STATED EXERCISE: Locate the word "React" in the data below, then copy every line that holds it.

(Records with interface code)
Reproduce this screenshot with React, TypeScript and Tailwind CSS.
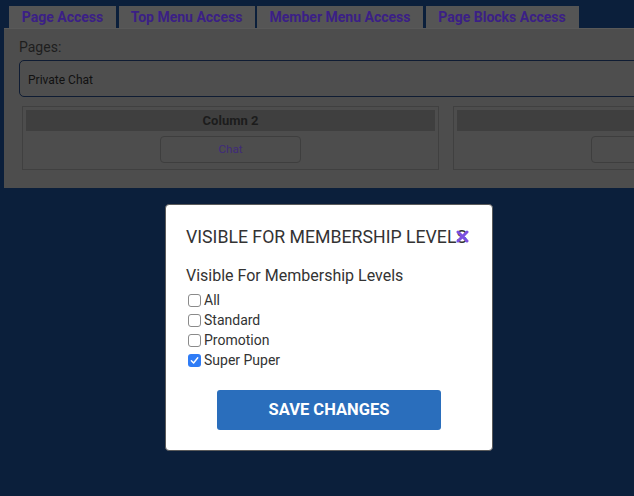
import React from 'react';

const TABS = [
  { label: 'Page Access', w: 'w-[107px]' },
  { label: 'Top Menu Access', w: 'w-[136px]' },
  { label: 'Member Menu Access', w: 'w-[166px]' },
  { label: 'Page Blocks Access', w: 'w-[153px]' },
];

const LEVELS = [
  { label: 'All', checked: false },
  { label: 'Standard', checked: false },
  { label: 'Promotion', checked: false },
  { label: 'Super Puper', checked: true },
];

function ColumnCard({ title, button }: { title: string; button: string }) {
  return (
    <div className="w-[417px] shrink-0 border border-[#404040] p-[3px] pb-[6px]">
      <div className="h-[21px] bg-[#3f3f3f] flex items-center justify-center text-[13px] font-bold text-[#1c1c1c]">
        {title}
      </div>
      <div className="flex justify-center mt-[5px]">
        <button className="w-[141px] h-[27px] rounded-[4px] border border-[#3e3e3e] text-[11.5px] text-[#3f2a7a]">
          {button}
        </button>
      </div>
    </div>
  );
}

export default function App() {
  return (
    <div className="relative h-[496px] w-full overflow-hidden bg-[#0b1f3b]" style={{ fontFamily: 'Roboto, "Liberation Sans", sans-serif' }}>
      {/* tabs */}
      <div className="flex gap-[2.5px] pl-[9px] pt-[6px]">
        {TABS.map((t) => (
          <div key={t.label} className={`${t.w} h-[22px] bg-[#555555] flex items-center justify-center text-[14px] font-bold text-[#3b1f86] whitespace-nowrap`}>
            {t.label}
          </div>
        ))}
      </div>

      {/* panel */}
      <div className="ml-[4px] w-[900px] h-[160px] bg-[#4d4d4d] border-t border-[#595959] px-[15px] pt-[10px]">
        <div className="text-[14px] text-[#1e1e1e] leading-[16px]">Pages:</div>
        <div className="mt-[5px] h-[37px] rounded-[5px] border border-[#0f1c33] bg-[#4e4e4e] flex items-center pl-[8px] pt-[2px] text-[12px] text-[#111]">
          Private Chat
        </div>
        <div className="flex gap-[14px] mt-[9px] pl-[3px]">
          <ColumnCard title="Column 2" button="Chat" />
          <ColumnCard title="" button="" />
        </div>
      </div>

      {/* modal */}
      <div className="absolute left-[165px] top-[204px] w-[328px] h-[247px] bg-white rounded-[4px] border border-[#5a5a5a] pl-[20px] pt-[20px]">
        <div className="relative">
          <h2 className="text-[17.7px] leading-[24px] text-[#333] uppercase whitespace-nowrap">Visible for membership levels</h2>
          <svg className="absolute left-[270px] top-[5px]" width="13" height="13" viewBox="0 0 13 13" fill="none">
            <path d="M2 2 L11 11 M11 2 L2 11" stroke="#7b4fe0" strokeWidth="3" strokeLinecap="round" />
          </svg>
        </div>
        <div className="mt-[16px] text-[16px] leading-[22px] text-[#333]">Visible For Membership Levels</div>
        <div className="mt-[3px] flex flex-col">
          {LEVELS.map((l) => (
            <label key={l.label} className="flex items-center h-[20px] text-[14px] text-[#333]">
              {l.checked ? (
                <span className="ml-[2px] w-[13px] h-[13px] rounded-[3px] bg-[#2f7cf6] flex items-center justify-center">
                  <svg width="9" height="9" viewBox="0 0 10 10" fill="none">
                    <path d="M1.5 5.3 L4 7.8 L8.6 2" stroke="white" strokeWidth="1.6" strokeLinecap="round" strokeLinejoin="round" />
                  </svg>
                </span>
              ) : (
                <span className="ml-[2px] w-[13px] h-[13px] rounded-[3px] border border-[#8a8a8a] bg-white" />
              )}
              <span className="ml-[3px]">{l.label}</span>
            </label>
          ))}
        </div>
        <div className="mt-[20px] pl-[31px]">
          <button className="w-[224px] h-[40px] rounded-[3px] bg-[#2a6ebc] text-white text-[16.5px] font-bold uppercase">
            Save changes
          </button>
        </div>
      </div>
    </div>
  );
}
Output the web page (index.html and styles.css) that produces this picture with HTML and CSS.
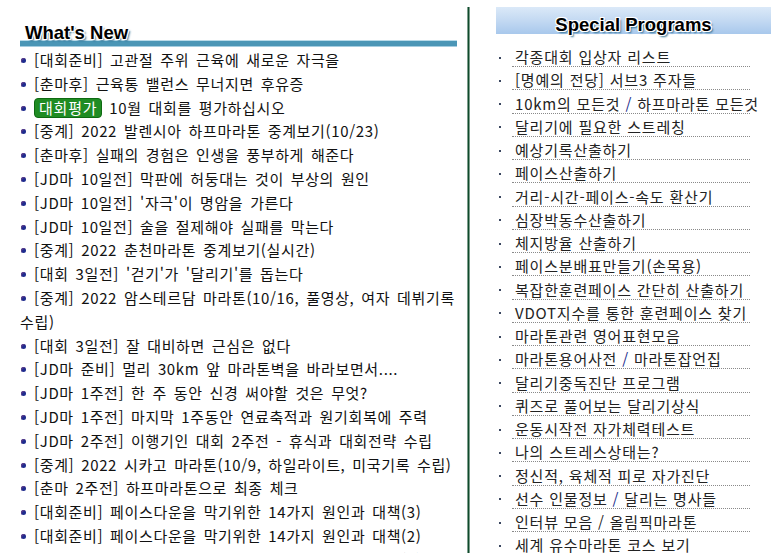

RIGHT ANSWER:
Reproduce this screenshot with React, TypeScript and Tailwind CSS.
import React from 'react';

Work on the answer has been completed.